| Task directions |
Report every line from the material that contains the word "with".

| Exercise material |
# # # #

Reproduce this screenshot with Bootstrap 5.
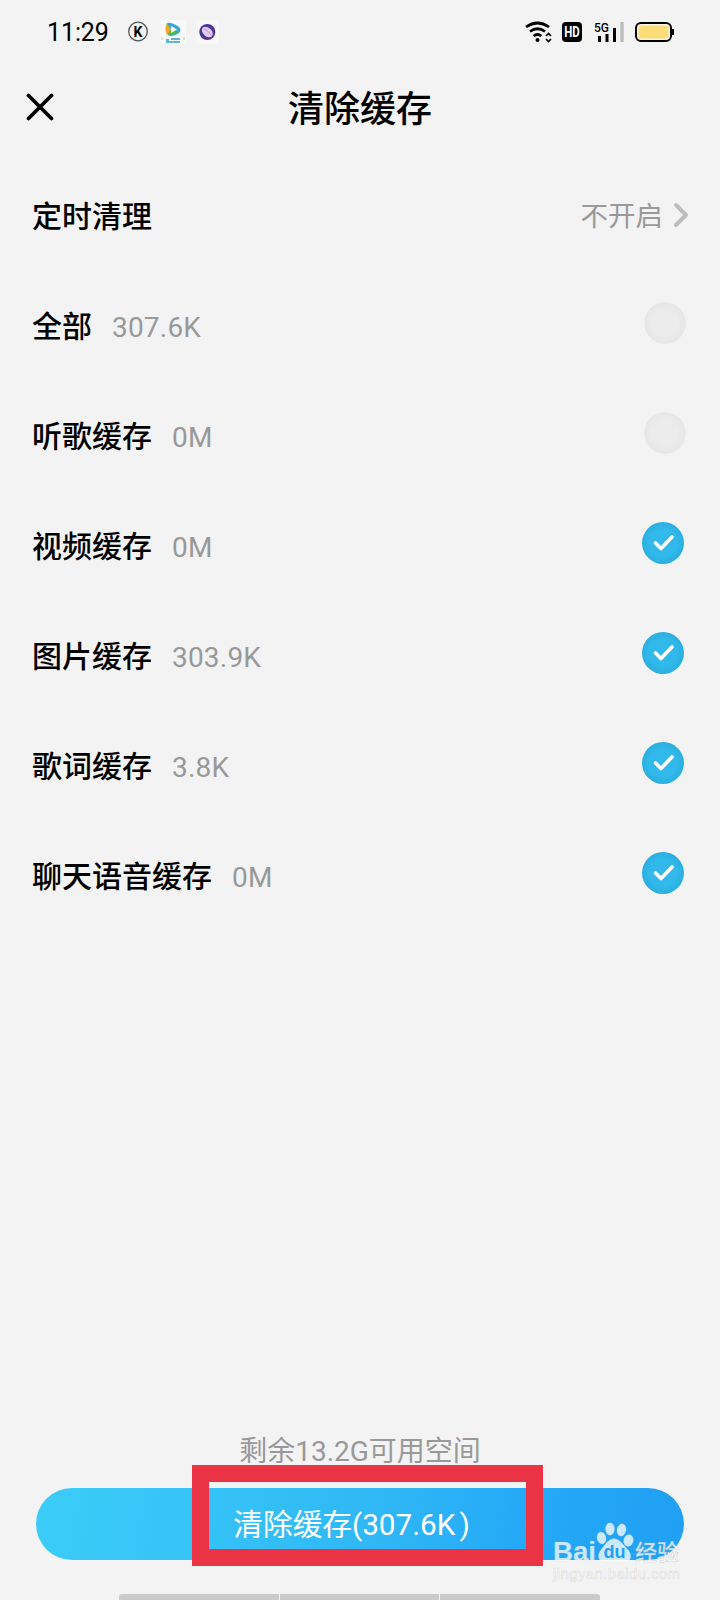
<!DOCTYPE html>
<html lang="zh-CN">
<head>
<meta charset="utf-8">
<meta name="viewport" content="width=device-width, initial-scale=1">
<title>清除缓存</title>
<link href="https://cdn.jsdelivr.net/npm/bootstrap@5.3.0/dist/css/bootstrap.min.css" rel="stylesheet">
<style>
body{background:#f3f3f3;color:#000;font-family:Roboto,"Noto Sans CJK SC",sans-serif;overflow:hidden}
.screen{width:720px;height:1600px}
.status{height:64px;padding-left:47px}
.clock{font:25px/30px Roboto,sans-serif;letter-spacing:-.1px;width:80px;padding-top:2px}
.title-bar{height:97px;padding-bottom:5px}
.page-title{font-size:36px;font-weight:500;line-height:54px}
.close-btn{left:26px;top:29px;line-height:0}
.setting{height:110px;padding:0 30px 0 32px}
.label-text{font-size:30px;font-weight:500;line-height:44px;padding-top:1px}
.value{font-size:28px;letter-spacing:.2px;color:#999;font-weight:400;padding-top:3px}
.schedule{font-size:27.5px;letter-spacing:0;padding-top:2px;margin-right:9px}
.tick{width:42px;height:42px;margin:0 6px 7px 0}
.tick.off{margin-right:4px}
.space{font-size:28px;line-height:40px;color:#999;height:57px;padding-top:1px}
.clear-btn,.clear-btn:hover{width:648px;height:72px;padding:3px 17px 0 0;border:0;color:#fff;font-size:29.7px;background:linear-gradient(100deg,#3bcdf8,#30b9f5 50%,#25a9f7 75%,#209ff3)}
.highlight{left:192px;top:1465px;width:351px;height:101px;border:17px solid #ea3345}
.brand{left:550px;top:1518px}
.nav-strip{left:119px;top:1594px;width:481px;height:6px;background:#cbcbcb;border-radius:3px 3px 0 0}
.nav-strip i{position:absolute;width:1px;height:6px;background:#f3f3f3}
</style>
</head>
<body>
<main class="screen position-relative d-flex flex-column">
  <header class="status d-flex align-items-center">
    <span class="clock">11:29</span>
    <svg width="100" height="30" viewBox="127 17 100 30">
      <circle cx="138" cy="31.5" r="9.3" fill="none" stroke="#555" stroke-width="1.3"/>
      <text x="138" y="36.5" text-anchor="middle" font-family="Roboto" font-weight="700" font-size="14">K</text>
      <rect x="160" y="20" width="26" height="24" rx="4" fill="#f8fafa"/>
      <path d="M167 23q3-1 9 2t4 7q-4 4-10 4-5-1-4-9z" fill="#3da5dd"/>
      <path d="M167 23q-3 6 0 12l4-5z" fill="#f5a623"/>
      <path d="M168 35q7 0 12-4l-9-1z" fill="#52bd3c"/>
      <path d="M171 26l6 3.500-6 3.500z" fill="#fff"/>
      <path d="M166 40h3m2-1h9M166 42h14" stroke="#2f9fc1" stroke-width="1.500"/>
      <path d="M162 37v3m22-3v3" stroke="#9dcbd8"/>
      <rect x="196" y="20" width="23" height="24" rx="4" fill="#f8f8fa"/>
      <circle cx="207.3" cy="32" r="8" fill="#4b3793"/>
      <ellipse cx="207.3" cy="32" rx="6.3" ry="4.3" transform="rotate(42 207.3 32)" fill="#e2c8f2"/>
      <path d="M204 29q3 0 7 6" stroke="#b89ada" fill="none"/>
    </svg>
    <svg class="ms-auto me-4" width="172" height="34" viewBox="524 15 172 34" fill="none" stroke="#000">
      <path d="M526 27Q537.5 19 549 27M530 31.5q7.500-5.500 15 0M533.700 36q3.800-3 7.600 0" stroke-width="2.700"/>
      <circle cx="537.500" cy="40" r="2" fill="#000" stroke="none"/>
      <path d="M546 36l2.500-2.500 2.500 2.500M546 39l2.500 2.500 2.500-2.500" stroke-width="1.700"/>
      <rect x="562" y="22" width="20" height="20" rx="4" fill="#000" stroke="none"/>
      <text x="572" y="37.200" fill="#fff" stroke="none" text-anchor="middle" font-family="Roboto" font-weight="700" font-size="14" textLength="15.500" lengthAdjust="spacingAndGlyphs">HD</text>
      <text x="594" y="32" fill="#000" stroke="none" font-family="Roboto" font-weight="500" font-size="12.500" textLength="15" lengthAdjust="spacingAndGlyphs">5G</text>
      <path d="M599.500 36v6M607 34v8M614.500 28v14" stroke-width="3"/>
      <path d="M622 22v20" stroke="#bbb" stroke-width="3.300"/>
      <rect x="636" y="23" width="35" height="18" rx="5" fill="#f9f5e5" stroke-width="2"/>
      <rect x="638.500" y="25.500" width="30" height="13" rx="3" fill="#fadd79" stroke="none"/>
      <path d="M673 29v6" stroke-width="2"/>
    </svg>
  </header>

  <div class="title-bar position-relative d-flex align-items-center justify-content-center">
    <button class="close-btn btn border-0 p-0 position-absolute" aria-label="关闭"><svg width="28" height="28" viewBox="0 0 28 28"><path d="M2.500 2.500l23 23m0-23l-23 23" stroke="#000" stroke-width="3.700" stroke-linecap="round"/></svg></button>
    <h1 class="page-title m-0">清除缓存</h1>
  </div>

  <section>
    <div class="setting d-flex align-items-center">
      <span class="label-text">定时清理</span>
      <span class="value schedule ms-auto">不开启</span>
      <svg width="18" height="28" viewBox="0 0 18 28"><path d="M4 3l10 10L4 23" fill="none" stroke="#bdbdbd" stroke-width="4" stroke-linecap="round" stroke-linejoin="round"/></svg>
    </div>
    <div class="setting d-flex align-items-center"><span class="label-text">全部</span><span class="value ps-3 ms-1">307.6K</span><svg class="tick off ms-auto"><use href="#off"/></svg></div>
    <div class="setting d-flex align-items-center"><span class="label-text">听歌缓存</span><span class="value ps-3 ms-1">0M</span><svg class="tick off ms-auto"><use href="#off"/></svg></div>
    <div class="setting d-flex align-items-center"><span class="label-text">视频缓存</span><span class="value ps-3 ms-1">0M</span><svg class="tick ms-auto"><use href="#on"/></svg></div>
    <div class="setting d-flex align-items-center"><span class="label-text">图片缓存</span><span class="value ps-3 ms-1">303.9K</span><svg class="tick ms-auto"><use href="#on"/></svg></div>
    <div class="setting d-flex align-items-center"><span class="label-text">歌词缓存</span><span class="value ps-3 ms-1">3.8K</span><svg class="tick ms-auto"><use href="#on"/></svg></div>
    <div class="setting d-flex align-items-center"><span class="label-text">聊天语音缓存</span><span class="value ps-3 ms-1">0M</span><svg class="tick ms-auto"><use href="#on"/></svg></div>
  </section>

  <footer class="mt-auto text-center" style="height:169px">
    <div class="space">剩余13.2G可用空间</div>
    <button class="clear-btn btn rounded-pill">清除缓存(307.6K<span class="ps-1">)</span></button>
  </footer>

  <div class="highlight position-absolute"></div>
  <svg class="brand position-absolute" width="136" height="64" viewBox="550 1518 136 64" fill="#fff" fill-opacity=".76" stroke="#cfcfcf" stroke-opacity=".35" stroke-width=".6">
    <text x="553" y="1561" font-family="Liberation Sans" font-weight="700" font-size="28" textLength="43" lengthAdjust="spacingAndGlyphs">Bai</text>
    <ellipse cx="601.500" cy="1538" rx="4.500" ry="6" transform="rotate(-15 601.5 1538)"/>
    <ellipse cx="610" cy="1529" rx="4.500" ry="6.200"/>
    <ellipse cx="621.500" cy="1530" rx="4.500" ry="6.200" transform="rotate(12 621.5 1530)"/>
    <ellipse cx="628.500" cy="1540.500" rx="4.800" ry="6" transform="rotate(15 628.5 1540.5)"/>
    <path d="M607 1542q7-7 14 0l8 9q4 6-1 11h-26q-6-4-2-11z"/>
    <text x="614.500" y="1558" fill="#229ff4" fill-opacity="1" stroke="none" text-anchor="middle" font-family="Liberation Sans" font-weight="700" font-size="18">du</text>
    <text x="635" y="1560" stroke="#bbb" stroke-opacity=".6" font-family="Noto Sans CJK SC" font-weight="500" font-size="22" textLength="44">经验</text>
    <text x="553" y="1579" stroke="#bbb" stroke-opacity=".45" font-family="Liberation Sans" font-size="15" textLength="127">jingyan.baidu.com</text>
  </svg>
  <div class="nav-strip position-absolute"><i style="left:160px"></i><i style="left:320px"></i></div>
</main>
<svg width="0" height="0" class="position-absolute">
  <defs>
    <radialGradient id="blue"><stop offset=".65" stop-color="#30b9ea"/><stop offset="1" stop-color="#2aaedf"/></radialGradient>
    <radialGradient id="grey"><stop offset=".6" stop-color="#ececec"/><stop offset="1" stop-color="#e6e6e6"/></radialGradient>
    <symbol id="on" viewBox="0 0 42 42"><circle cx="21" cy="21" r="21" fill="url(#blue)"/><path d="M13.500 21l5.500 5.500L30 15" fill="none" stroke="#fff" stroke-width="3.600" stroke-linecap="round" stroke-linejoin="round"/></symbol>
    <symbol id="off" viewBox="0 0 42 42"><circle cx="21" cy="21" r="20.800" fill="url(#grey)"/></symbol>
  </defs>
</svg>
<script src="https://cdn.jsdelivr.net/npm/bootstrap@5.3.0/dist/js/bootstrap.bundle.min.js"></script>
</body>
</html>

# # # #

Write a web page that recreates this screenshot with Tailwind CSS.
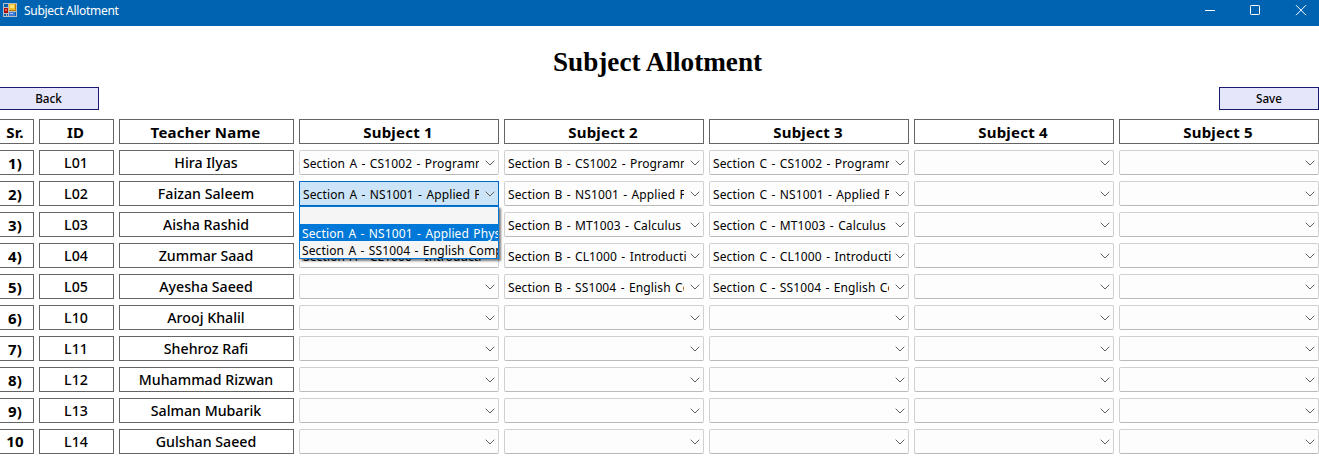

# # # #

| Exercise response |
Reproduce this screenshot with Bootstrap 5.
Write a web page that recreates this screenshot with Tailwind CSS.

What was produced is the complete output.